Show all lines holding the string "that".

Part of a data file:
▬▬▬▬▬▬
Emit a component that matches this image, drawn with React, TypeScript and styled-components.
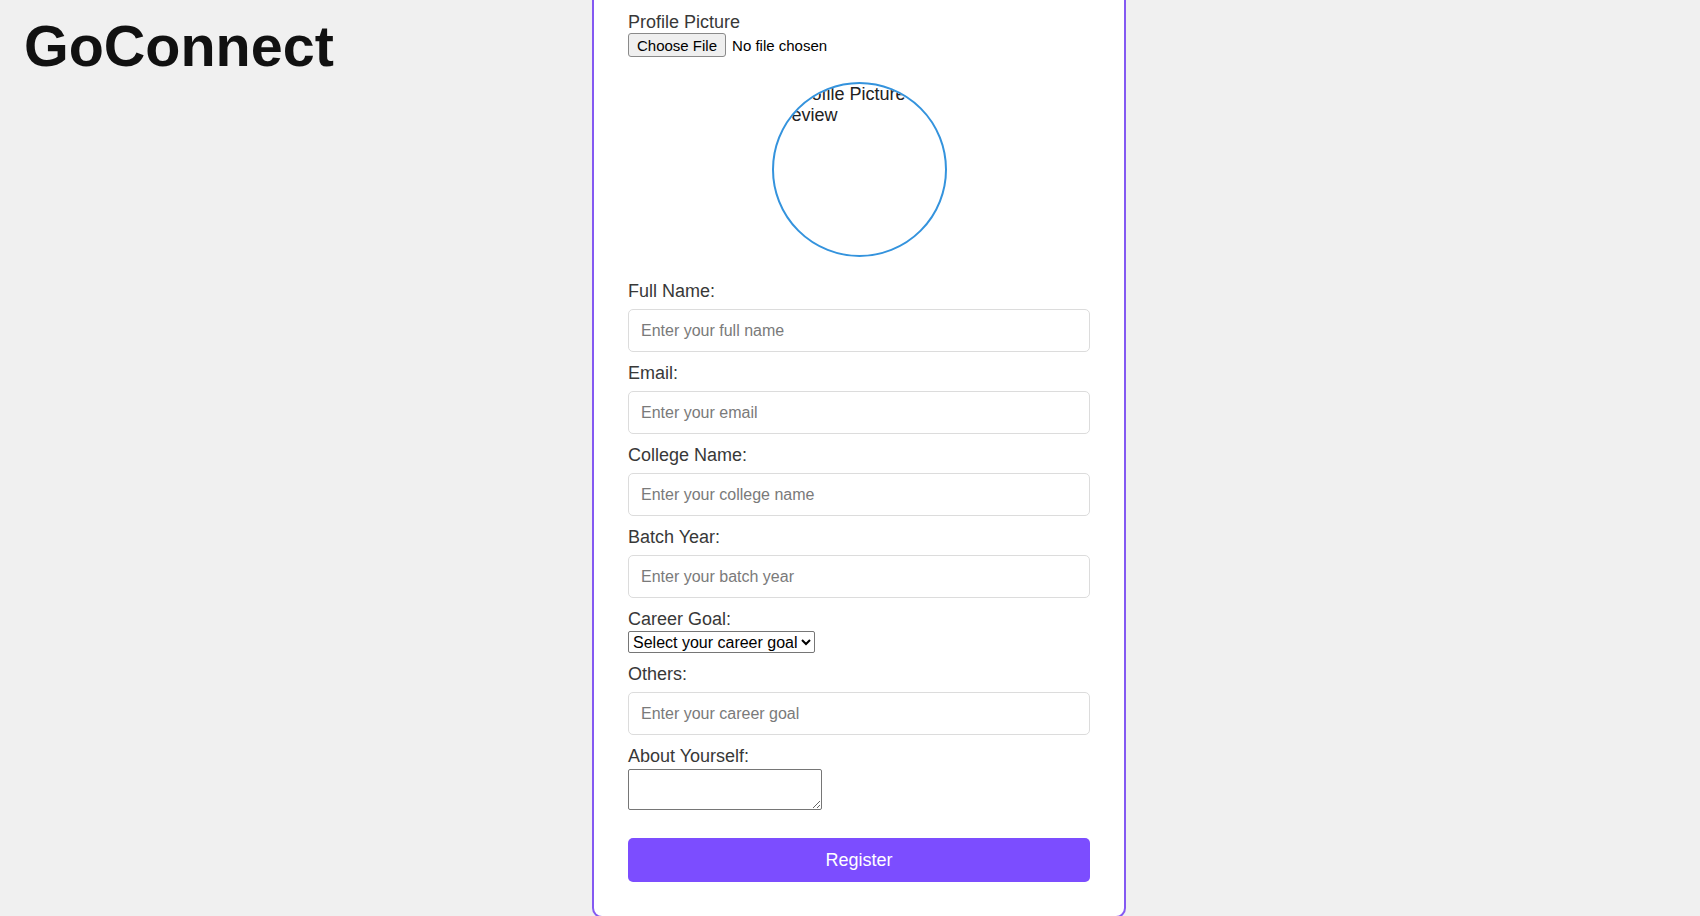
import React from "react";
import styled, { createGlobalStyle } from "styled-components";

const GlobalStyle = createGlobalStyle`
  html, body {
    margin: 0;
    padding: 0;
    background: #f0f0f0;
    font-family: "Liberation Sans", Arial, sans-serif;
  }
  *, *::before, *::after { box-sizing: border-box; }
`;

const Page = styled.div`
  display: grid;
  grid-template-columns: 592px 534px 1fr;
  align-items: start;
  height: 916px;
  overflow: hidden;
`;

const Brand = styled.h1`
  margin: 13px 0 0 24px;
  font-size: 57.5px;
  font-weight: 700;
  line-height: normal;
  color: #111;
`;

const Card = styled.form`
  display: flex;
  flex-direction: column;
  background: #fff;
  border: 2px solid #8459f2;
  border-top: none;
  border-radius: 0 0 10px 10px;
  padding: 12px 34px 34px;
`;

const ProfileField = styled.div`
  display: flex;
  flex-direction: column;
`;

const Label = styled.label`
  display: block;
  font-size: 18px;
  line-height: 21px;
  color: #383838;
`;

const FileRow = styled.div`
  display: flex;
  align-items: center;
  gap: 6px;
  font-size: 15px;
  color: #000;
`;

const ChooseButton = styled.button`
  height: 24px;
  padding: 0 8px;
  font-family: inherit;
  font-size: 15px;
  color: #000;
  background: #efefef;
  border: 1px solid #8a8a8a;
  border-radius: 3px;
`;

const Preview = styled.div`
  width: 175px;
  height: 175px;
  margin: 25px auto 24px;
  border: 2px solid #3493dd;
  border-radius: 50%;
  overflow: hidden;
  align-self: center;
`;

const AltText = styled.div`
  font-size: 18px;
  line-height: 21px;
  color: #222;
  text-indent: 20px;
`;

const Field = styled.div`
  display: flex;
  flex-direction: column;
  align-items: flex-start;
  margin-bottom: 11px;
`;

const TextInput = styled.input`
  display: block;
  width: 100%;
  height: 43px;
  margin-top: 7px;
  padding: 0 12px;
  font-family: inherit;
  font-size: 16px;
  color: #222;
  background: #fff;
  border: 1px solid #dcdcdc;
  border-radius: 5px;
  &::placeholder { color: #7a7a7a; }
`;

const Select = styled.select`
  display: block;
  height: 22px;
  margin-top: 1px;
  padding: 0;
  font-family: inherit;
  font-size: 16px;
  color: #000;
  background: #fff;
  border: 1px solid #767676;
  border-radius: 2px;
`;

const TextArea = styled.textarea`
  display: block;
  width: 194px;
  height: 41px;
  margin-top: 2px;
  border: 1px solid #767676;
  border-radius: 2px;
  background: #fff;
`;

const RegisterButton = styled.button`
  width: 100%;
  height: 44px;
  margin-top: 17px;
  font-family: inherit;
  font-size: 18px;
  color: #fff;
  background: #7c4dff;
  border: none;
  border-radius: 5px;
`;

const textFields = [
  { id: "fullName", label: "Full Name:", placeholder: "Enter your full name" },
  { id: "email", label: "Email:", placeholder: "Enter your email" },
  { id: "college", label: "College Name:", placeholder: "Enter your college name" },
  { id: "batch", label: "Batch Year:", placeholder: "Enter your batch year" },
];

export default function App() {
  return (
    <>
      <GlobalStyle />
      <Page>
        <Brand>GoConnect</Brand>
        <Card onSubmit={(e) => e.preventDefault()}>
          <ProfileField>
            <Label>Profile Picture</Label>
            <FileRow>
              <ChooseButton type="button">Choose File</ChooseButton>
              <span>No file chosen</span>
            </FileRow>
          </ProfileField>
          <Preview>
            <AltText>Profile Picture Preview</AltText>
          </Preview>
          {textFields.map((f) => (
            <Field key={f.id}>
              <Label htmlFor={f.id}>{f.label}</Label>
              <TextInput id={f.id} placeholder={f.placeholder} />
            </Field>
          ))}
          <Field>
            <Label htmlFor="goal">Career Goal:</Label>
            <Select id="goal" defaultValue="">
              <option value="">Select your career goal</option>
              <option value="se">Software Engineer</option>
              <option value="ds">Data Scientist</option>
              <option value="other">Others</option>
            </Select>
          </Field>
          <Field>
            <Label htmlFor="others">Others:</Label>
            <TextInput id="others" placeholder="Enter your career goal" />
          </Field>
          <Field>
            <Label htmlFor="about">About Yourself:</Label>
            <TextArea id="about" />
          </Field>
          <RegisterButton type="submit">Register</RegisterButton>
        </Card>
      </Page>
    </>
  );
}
▬▬▬▬▬▬
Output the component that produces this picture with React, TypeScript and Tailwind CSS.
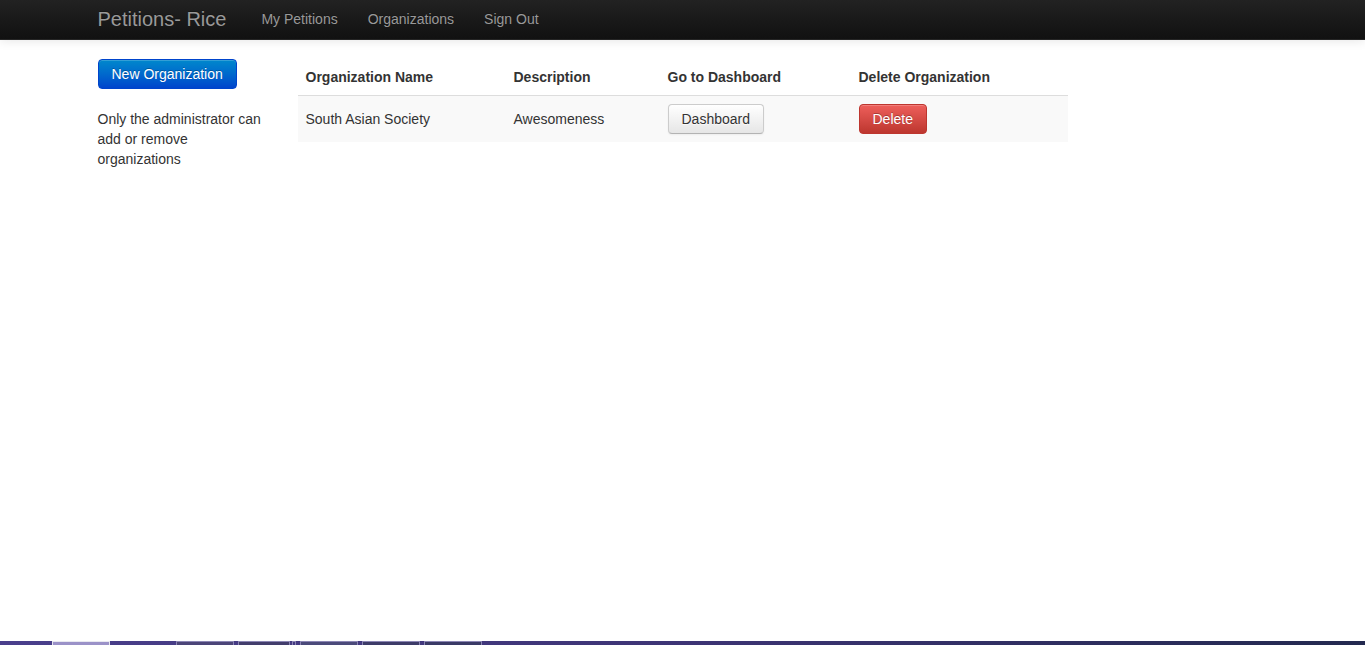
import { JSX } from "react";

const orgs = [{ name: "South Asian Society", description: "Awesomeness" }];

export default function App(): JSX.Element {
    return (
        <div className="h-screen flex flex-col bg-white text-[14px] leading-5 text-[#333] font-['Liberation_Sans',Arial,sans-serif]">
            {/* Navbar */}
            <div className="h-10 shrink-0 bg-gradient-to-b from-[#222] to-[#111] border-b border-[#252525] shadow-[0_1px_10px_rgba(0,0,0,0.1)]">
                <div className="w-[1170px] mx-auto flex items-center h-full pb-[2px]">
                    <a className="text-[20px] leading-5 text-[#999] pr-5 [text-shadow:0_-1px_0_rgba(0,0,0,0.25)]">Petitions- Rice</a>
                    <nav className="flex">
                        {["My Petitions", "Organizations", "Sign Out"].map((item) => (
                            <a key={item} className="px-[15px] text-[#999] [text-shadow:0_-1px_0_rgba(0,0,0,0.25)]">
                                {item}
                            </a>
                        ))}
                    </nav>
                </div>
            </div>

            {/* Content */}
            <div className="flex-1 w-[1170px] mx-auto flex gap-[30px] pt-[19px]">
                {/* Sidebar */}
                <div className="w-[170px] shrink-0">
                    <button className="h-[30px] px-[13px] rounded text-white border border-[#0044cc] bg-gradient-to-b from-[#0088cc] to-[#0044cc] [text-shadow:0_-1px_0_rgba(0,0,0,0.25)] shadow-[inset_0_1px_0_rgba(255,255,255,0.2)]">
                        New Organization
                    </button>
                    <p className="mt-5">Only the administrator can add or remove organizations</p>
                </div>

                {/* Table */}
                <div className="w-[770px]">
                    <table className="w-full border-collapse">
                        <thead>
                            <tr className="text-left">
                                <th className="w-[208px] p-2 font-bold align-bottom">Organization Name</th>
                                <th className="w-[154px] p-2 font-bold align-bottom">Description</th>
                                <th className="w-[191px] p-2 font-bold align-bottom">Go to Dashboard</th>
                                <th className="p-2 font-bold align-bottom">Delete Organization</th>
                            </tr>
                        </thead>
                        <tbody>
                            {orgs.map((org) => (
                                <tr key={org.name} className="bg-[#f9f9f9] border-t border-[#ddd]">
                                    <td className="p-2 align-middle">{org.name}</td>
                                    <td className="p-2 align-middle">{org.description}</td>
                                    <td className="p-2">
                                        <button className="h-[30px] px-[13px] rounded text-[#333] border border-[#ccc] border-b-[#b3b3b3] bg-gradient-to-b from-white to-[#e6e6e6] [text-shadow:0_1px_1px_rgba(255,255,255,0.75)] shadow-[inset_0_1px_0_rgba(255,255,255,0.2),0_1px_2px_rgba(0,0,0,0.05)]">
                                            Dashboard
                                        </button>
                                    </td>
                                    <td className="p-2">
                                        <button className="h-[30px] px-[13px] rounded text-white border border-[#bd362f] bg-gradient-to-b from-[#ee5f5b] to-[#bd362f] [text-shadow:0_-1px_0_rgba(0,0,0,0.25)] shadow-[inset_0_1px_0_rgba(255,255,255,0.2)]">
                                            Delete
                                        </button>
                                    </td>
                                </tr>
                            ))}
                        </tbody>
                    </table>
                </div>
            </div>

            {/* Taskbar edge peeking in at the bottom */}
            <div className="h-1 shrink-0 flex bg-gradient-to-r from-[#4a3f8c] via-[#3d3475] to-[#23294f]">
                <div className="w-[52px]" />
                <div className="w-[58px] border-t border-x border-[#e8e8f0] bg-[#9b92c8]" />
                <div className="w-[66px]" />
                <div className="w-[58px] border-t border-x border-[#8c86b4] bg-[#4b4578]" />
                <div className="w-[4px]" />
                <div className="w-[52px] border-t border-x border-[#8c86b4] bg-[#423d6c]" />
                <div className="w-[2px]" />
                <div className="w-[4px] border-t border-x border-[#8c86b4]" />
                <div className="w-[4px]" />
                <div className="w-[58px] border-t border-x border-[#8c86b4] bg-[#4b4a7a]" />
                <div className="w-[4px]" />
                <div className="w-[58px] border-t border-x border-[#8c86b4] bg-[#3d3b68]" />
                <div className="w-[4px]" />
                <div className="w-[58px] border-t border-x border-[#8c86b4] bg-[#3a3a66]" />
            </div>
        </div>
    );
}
▬▬▬▬▬▬
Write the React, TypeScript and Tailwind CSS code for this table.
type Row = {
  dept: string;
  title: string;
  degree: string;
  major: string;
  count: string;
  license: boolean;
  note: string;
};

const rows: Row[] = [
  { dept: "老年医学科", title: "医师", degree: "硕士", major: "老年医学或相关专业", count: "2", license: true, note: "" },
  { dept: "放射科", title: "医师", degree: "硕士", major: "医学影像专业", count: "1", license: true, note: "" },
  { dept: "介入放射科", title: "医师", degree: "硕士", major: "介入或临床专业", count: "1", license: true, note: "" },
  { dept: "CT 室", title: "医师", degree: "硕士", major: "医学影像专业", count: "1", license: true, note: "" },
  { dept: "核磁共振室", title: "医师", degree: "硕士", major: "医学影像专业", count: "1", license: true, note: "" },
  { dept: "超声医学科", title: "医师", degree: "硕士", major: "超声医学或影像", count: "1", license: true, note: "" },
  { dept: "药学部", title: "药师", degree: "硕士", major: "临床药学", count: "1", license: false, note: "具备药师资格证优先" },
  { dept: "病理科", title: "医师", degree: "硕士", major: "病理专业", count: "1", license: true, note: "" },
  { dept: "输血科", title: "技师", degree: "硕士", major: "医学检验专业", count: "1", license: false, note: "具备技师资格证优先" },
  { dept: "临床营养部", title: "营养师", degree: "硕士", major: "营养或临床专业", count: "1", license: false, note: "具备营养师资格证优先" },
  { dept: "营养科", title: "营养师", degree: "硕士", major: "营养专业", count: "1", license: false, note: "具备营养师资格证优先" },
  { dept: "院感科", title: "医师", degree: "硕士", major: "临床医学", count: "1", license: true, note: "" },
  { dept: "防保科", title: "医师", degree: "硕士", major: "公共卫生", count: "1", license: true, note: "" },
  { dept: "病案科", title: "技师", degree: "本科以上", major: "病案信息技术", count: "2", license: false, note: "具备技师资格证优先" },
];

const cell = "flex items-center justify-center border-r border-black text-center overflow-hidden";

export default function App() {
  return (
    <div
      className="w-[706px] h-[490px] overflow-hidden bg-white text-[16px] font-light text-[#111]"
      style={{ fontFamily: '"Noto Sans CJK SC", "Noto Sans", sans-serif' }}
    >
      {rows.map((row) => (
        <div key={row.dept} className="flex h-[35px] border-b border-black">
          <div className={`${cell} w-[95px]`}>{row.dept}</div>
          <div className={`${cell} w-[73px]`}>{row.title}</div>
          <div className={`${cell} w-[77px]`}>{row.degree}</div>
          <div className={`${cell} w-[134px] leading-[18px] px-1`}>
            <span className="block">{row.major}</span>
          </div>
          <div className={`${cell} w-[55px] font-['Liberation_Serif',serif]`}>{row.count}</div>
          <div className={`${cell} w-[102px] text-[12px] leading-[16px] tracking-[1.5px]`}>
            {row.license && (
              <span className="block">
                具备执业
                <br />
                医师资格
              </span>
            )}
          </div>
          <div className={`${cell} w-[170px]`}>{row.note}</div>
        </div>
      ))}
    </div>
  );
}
▬▬▬▬▬▬
> Reply to the exercise:
Emit a component that matches this image, drawn with React, TypeScript and styled-components.
Output the component that produces this picture with React, TypeScript and Tailwind CSS.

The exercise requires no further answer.